• [RECORDED DATA]:

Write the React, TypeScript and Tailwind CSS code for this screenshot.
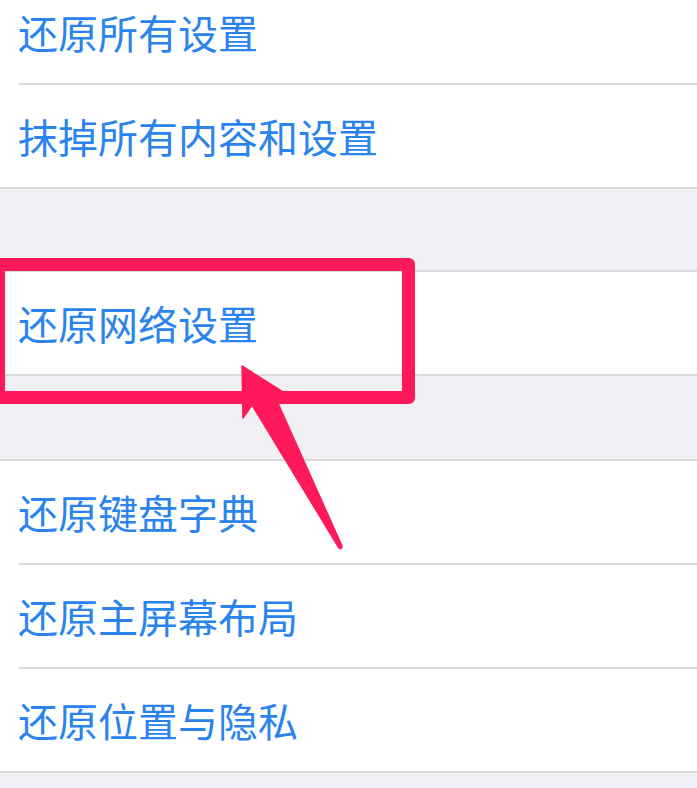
import React from "react";

const font = { fontFamily: '"Noto Sans CJK SC", "Noto Sans", sans-serif' };

function Row({ label }: { label: string }) {
  return (
    <div className="h-[102px] bg-white flex items-center pl-[18px]">
      <span className="text-[40px] leading-none text-[#2b84ee] tracking-[0px]">{label}</span>
    </div>
  );
}

function Sep() {
  return (
    <div className="h-[2px] bg-white">
      <div className="ml-[19px] h-full bg-[#dcdce0]" />
    </div>
  );
}

function Border() {
  return <div className="h-[2px] bg-[#d8d8dd]" />;
}

export default function App() {
  return (
    <div className="relative w-[697px] h-[788px] overflow-hidden bg-[#efeff4]" style={font}>
      <div className="-mt-[19px] flex flex-col">
        <Row label="还原所有设置" />
        <Sep />
        <Row label="抹掉所有内容和设置" />
        <Border />
        <div className="h-[81px] bg-[#efeff4]" />
        <Border />
        <Row label="还原网络设置" />
        <Border />
        <div className="h-[83px] bg-[#efeff4]" />
        <Border />
        <Row label="还原键盘字典" />
        <Sep />
        <Row label="还原主屏幕布局" />
        <Sep />
        <Row label="还原位置与隐私" />
        <Border />
      </div>

      <div className="absolute left-[-8px] top-[258px] w-[423px] h-[146px] border-[13px] border-[#fe1a5a] rounded-[6px]" />

      <svg className="absolute left-0 top-0" width="697" height="788" viewBox="0 0 697 788">
        <path
          d="M242 366 L283 392 L277 401 L342 546 Q342 550 339 548 L252 405 L243 418 Z"
          fill="#fe1a5a"
          stroke="#fe1a5a"
          strokeWidth="1.5"
          strokeLinejoin="round"
        />
      </svg>
    </div>
  );
}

• [GIVEN INSTRUCTION]:
Repeat verbatim all the material, but not the pictures.

• [THE RESPONSE]:
Write the React, TypeScript and Tailwind CSS code for this screenshot.
import React from "react";

const font = { fontFamily: '"Noto Sans CJK SC", "Noto Sans", sans-serif' };

function Row({ label }: { label: string }) {
  return (
    <div className="h-[102px] bg-white flex items-center pl-[18px]">
      <span className="text-[40px] leading-none text-[#2b84ee] tracking-[0px]">{label}</span>
    </div>
  );
}

function Sep() {
  return (
    <div className="h-[2px] bg-white">
      <div className="ml-[19px] h-full bg-[#dcdce0]" />
    </div>
  );
}

function Border() {
  return <div className="h-[2px] bg-[#d8d8dd]" />;
}

export default function App() {
  return (
    <div className="relative w-[697px] h-[788px] overflow-hidden bg-[#efeff4]" style={font}>
      <div className="-mt-[19px] flex flex-col">
        <Row label="还原所有设置" />
        <Sep />
        <Row label="抹掉所有内容和设置" />
        <Border />
        <div className="h-[81px] bg-[#efeff4]" />
        <Border />
        <Row label="还原网络设置" />
        <Border />
        <div className="h-[83px] bg-[#efeff4]" />
        <Border />
        <Row label="还原键盘字典" />
        <Sep />
        <Row label="还原主屏幕布局" />
        <Sep />
        <Row label="还原位置与隐私" />
        <Border />
      </div>

      <div className="absolute left-[-8px] top-[258px] w-[423px] h-[146px] border-[13px] border-[#fe1a5a] rounded-[6px]" />

      <svg className="absolute left-0 top-0" width="697" height="788" viewBox="0 0 697 788">
        <path
          d="M242 366 L283 392 L277 401 L342 546 Q342 550 339 548 L252 405 L243 418 Z"
          fill="#fe1a5a"
          stroke="#fe1a5a"
          strokeWidth="1.5"
          strokeLinejoin="round"
        />
      </svg>
    </div>
  );
}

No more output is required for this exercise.